# [Instruction]
Repeat everything from the first line of the listing below through the line that contains "string; value: React.ReactNode;", exactly. Leave out pictures.
== Source material ==
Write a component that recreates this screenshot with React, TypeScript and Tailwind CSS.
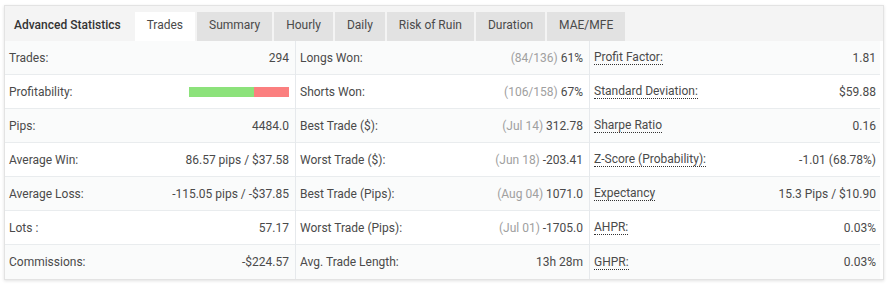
import React from 'react'

const tabs = ['Trades', 'Summary', 'Hourly', 'Daily', 'Risk of Ruin', 'Duration', 'MAE/MFE']

type Cell = { label: string; value: React.ReactNode; note?: string; dotted?: boolean }

const col1: Cell[] = [
  { label: 'Trades:', value: '294' },
  { label: 'Profitability:', value: 'bar' },
  { label: 'Pips:', value: '4484.0' },
  { label: 'Average Win:', value: '86.57 pips / $37.58' },
  { label: 'Average Loss:', value: '-115.05 pips / -$37.85' },
  { label: 'Lots :', value: '57.17' },
  { label: 'Commissions:', value: '-$224.57' },
]

const col2: Cell[] = [
  { label: 'Longs Won:', note: '(84/136)', value: '61%' },
  { label: 'Shorts Won:', note: '(106/158)', value: '67%' },
  { label: 'Best Trade ($):', note: '(Jul 14)', value: '312.78' },
  { label: 'Worst Trade ($):', note: '(Jun 18)', value: '-203.41' },
  { label: 'Best Trade (Pips):', note: '(Aug 04)', value: '1071.0' },
  { label: 'Worst Trade (Pips):', note: '(Jul 01)', value: '-1705.0' },
  { label: 'Avg. Trade Length:', value: '13h 28m' },
]

const col3: Cell[] = [
  { label: 'Profit Factor:', value: '1.81', dotted: true },
  { label: 'Standard Deviation:', value: '$59.88', dotted: true },
  { label: 'Sharpe Ratio', value: '0.16', dotted: true },
  { label: 'Z-Score (Probability):', value: '-1.01 (68.78%)', dotted: true },
  { label: 'Expectancy', value: '15.3 Pips / $10.90', dotted: true },
  { label: 'AHPR:', value: '0.03%', dotted: true },
  { label: 'GHPR:', value: '0.03%', dotted: true },
]

const Column = ({ cells, last }: { cells: Cell[]; last?: boolean }) => (
  <div className={last ? 'flex flex-col' : 'flex flex-col border-r border-[#e6e9ec]'}>
    {cells.map((c, i) => (
      <div
        key={c.label}
        className={`flex items-center justify-between h-[34px] pl-[4px] ${last ? 'pr-[4px]' : 'pr-[6px]'} ${i % 2 === 0 ? 'bg-[#fafbfb]' : 'bg-white'} ${i < cells.length - 1 ? 'border-b border-[#e9ecee]' : ''}`}
      >
        <span className={c.dotted ? 'border-b border-dotted border-[#333] leading-[14px]' : ''}>{c.label}</span>
        {c.value === 'bar' ? (
          <div className="flex w-[100px] h-[10px]">
            <div className="w-[65px] bg-[#8ce27b]" />
            <div className="flex-1 bg-[#fb7f7f]" />
          </div>
        ) : (
          <span>
            {c.note && <span className="text-[#a0a0a0]">{c.note} </span>}
            {c.value}
          </span>
        )}
      </div>
    ))}
  </div>
)

export default function App() {
  return (
    <div className="w-[889px] h-[285px] bg-white pt-[5px] pl-[4px] font-['Roboto',sans-serif] text-[12px] text-[#4a4a4a]">
      <div className="w-[880px] h-[275px] border border-[#e3e3e3] shadow-[0_1px_3px_rgba(0,0,0,0.12)] bg-white">
        <div className="flex items-end h-[35px] bg-[#f4f4f4] pl-[9px] gap-[2px]">
          <div className="h-[29px] flex items-center pb-[3px] pr-[12px] font-medium text-[#333]">Advanced Statistics</div>
          {tabs.map((t, i) => (
            <div
              key={t}
              className={`h-[29px] flex items-center pb-[3px] px-[12px] ${i === 0 ? 'bg-white' : 'bg-[#e2e2e2]'}`}
            >
              {t}
            </div>
          ))}
        </div>
        <div className="grid grid-cols-[291px_294px_290px] mr-[3px]">
          <Column cells={col1} />
          <Column cells={col2} />
          <Column cells={col3} last />
        </div>
      </div>
    </div>
  )
}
===
# [Result of the exercise]
Write a component that recreates this screenshot with React, TypeScript and Tailwind CSS.
import React from 'react'

const tabs = ['Trades', 'Summary', 'Hourly', 'Daily', 'Risk of Ruin', 'Duration', 'MAE/MFE']

type Cell = { label: string; value: React.ReactNode; note?: string; dotted?: boolean }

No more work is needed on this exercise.